What have you found is most effective at turning your vision into one that investors can share?
It’s “do real sh*t.” When people come to BETA I don’t ever give them a PowerPoint presentation. First I walk them in and show them an airplane, a motor, or whatever. And then we go fly, if we can. And you make it very, very real and very to-the-point. People get very connected very quickly.
Investors will say, “Kyle, you have all the votes, you control the board, you fly the planes, you’re involved in the engineering decisions. That sounds like we need some more oversight and controls.” [My reply is,] “No, we’re in a race. We have to have efficient decision-making to be absolutely consistent.” The worst thing for an optimization algorithm is compromise.
It is mathematically really poor if you hedge. So the “burn the boats” mentality, which I know sounds extreme, really, really works. Even if I’m 51% sure of a technical decision, I will exude 110% surety. That drives the business with a tenacity and a clarity that you would never get if you walked out of [a meeting] and everybody knew, no matter how much you tried to hide it, that half the board wanted this, and half the board wanted [something else].

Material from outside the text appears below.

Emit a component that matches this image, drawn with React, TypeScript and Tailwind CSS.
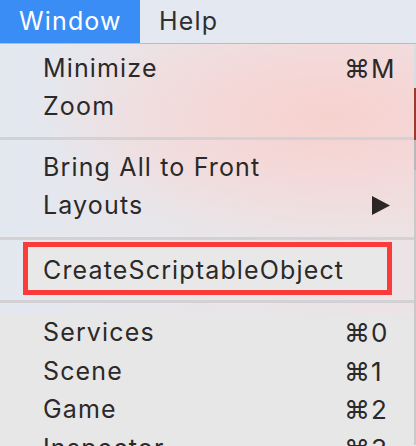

You’re in a race against better funded rivals. What do you need to do to compete against them?
Well, it’s funny that you say “better-funded,” because I joke when I’m hiring people here, “Hey, you just got a $450,000 engineering job in San Francisco. Enjoy your flat. I hope you can find a parking spot. For the job that you get here in Vermont, you’re going to get 50 acres and a house on the lake, and we’re going to pay half as much, by the way.” So “better-funded” is all relative.
It sounds like you’re saying your Vermont location has been a strategic asset.
The other huge advantage is that, in a highly regulated industry, your voice in Washington matters. As a small state, we still have two senators, and they sit on committees, and they can introduce bills. [Federal Aviation Administration timelines represent] the biggest uncertainty in our industry, so if somebody asked, “What’s your strategic advantage?” I’d say, we have proportionally the loudest voice in Washington. I mean, we’re [one of the most valuable public companies] in the state, and we have two senators.
You’re spending a lot of time in the air, in uncertified aircraft. What’s your directors and officers insurance policy like?
A lot of people have said, “We will invest in the business [but] you have to stop flying first flights, experimental airplanes, and flight tests.” And I say to them, “There are three-and-a-half thousand other companies to invest in.” That’s part of our secret sauce. When I look around the engineering team and say, “Hey, is this fit to fly? Let’s dive into it,” there’s an entirely different gravitas. So I don’t really care what the insurance policy costs. It’s less than the cost of not having that acute, visceral awareness of what’s right and what’s wrong about the airplane. I feel like I have one or two cards to play, and that’s one of them that’s non-negotiable here.
If I had all the money in the world, I would want to design, build and fly airplanes with awesome people around me, and that’s what I get to do every day. And if you want to take that away, I’ll go build a bus and live in the woods.
Notable
- BETA is accelerating development of its Alia MV250 military cargo drone by six months, with the first flight now expected this year, Clark told Reuters this week. “Big thematic tailwinds” from the Trump administration are compelling the company to invest further in defense, he said.